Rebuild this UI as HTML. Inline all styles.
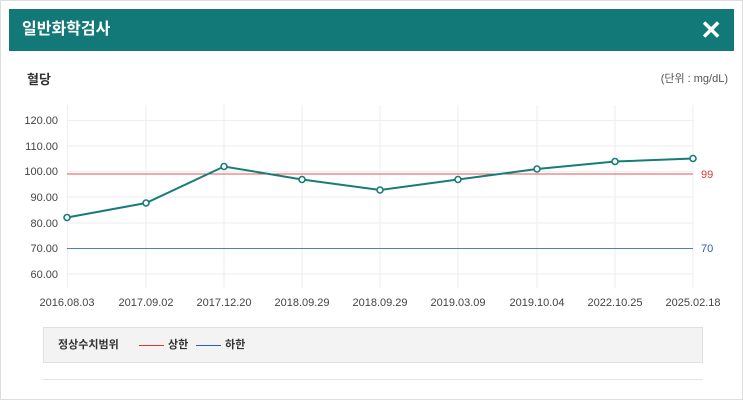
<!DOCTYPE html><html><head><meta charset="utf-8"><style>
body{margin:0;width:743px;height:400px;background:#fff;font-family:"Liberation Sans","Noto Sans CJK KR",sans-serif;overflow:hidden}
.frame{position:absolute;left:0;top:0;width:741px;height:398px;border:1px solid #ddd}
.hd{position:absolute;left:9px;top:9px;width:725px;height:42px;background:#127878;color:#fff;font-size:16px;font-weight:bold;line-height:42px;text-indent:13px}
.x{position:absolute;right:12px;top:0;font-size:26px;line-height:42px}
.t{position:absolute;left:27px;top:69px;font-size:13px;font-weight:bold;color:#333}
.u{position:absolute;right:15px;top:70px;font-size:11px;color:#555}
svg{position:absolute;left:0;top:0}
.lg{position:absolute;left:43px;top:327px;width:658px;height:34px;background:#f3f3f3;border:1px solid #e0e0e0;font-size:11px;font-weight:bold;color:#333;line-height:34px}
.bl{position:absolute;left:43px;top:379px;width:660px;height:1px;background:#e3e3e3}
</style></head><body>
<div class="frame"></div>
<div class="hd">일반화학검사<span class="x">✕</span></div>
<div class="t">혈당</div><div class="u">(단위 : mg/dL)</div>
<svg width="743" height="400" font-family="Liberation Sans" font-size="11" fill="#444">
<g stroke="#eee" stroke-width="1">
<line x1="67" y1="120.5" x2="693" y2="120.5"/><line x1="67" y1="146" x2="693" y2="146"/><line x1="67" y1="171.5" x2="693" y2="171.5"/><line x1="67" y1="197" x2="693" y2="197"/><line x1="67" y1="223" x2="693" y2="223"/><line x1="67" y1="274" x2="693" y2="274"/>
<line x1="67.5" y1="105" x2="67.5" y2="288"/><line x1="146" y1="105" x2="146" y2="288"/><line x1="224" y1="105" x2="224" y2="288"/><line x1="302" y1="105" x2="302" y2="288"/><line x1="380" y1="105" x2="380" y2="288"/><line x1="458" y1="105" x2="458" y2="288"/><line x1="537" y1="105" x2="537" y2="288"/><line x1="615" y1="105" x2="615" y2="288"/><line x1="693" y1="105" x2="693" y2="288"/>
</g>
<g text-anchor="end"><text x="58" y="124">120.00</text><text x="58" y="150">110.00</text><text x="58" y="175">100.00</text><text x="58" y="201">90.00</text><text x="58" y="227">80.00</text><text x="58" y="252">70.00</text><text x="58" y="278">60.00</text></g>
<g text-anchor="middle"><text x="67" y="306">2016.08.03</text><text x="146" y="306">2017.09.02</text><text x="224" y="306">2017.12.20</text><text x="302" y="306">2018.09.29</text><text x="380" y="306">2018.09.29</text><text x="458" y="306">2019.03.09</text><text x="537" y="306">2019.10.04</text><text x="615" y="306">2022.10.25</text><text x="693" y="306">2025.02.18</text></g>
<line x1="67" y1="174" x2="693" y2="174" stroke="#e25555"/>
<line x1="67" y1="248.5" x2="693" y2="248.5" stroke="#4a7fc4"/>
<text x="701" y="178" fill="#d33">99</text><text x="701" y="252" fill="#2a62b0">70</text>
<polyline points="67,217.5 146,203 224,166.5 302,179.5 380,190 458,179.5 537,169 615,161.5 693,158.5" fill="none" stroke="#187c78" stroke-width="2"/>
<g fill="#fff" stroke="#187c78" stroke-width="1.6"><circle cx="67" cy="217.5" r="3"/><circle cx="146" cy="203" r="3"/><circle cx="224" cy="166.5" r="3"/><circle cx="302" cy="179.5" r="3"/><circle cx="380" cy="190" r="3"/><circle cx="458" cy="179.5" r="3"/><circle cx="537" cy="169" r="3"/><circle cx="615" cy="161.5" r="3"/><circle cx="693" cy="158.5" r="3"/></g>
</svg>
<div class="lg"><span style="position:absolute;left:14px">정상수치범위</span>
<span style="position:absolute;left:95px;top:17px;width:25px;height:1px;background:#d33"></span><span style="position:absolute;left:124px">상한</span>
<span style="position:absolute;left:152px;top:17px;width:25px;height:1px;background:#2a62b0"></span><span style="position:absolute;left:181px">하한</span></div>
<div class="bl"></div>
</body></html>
- - -
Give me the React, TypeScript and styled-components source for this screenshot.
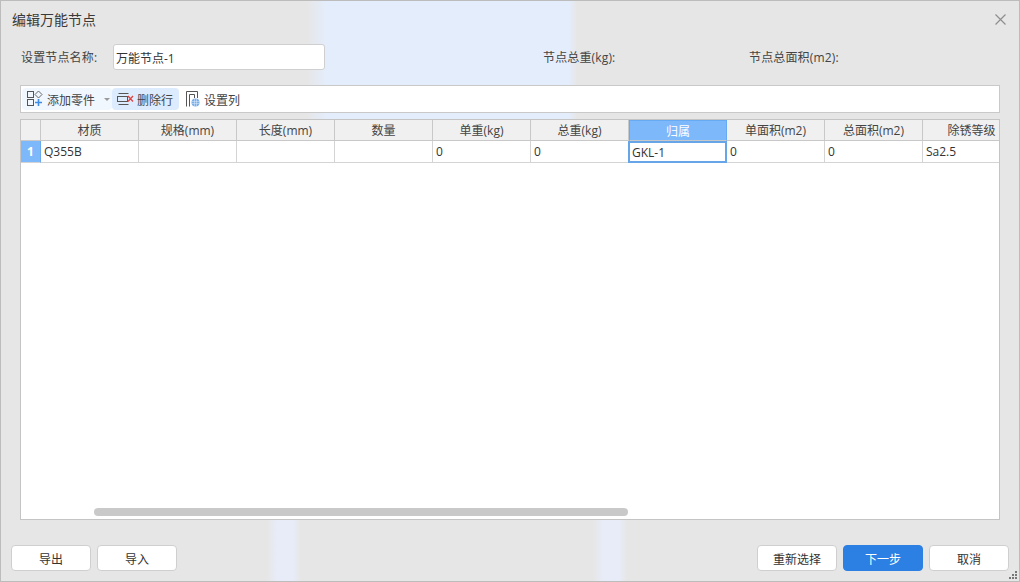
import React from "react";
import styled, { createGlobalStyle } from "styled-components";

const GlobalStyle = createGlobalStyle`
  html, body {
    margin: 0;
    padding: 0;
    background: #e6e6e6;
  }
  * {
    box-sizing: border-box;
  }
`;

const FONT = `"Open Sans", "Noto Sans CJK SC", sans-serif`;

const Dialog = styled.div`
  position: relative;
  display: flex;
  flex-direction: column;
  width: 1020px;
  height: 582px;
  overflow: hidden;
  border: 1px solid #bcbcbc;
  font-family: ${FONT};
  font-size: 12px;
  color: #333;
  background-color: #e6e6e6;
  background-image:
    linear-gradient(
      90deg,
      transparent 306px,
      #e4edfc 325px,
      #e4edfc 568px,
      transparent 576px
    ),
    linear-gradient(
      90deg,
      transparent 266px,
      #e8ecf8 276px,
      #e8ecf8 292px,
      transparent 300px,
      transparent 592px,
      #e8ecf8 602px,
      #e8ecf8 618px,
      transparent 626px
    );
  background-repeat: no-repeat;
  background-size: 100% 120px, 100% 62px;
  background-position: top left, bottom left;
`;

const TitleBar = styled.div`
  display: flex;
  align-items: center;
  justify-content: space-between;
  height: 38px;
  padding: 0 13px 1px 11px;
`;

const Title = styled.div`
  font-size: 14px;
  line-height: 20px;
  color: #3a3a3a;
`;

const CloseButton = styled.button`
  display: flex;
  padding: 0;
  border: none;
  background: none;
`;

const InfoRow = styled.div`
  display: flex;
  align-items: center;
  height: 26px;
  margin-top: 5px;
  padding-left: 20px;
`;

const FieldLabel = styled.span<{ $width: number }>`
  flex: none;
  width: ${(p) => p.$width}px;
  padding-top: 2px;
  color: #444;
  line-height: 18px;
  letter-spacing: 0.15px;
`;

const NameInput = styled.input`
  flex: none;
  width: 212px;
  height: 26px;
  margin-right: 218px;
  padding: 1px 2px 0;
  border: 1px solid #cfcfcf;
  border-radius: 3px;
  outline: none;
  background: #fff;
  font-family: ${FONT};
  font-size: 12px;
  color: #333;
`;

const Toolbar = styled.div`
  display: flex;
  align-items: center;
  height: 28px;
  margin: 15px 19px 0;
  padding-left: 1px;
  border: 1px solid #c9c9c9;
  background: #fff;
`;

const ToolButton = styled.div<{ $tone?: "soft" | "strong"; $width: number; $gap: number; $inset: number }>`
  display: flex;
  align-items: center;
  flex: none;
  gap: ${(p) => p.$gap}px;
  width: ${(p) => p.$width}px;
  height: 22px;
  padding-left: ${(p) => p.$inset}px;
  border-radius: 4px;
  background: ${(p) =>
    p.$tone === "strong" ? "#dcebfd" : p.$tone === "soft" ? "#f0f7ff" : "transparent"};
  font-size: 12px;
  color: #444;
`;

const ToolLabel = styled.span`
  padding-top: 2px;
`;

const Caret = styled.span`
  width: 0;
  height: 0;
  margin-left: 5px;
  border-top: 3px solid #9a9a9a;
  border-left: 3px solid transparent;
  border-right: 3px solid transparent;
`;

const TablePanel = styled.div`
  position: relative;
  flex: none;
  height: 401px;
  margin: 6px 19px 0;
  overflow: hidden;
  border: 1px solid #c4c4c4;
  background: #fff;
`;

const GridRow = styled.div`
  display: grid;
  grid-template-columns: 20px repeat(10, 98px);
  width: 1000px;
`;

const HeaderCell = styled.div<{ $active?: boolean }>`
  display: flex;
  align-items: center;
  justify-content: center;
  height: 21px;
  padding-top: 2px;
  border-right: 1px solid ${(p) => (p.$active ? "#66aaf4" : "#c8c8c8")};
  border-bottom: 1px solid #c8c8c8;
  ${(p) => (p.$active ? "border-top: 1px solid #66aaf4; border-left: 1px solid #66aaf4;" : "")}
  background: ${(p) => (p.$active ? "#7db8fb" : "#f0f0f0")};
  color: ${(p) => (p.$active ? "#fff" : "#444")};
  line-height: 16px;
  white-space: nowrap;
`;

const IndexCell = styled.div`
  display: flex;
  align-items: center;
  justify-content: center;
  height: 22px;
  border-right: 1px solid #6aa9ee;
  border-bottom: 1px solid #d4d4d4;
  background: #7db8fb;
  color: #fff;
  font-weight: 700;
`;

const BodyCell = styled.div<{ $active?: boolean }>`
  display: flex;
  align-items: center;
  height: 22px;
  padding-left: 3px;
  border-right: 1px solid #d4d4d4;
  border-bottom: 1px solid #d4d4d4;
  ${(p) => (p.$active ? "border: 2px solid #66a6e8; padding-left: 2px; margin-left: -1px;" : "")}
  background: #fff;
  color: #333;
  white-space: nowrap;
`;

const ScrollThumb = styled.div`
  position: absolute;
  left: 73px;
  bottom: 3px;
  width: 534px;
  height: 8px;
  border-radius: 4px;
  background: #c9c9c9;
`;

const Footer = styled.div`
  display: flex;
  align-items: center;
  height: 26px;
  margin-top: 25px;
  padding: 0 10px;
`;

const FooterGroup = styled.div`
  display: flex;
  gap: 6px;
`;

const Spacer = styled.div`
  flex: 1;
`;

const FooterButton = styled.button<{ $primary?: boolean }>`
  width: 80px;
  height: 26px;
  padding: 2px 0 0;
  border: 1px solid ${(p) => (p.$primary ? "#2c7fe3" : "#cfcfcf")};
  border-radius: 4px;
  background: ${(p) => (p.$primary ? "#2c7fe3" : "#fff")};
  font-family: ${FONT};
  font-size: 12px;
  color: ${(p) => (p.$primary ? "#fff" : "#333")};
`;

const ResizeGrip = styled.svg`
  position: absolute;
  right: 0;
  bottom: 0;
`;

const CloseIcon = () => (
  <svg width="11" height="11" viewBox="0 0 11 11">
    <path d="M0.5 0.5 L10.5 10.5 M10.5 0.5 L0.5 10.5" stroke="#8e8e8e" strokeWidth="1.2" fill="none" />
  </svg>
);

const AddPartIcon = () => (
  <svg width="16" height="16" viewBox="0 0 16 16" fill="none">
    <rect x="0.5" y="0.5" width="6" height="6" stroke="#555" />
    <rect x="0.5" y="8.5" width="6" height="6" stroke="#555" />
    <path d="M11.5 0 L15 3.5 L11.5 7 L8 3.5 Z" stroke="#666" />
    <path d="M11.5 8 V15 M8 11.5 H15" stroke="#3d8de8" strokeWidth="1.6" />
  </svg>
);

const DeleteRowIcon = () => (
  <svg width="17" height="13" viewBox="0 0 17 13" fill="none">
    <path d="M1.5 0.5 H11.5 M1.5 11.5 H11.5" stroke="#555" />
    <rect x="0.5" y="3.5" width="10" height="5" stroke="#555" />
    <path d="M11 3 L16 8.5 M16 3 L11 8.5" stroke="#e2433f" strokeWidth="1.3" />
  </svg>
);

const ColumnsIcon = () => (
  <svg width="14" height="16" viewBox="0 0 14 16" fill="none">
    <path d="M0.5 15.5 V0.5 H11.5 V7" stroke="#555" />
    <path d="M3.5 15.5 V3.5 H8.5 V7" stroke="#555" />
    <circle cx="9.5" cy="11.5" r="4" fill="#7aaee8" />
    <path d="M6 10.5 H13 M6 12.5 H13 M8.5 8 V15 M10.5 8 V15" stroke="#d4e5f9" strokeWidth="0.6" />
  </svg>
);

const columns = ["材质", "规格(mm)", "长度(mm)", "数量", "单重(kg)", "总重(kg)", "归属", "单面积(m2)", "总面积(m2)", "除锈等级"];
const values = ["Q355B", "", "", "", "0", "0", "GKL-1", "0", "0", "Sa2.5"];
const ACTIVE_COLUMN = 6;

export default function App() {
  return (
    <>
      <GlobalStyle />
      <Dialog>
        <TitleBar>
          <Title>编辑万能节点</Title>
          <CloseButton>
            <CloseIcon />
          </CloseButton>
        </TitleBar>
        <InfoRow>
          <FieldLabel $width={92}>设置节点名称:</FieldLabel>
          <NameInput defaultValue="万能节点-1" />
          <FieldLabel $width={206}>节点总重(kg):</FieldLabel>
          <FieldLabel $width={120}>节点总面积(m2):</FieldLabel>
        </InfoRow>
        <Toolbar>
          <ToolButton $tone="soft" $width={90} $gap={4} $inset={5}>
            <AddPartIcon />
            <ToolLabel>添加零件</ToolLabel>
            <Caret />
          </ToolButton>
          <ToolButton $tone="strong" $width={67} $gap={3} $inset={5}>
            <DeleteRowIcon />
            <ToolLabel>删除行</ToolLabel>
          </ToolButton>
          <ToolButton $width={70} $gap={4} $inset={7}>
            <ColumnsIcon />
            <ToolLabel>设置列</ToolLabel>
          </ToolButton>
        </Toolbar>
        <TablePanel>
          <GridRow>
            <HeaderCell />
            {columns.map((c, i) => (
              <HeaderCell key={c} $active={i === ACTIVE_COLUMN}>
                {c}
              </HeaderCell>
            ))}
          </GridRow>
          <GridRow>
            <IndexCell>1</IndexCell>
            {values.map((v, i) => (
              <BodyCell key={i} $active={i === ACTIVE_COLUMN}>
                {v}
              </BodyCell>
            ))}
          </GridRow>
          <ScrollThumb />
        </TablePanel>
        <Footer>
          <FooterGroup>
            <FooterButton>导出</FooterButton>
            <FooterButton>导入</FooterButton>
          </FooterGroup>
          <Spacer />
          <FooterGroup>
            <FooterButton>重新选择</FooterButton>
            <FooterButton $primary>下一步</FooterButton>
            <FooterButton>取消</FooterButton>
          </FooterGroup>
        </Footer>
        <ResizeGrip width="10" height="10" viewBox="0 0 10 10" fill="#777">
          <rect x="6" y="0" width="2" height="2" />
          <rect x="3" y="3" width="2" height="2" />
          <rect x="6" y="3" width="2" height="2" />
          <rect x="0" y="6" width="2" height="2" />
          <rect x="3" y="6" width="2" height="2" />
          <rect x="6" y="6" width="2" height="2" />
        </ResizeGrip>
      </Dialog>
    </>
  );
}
- - -
§ Instructions to follow:
Pull out each line of the records holding the string "this".

§ Written solution:
Rebuild this UI as HTML. Inline all styles.
Give me the React, TypeScript and styled-components source for this screenshot.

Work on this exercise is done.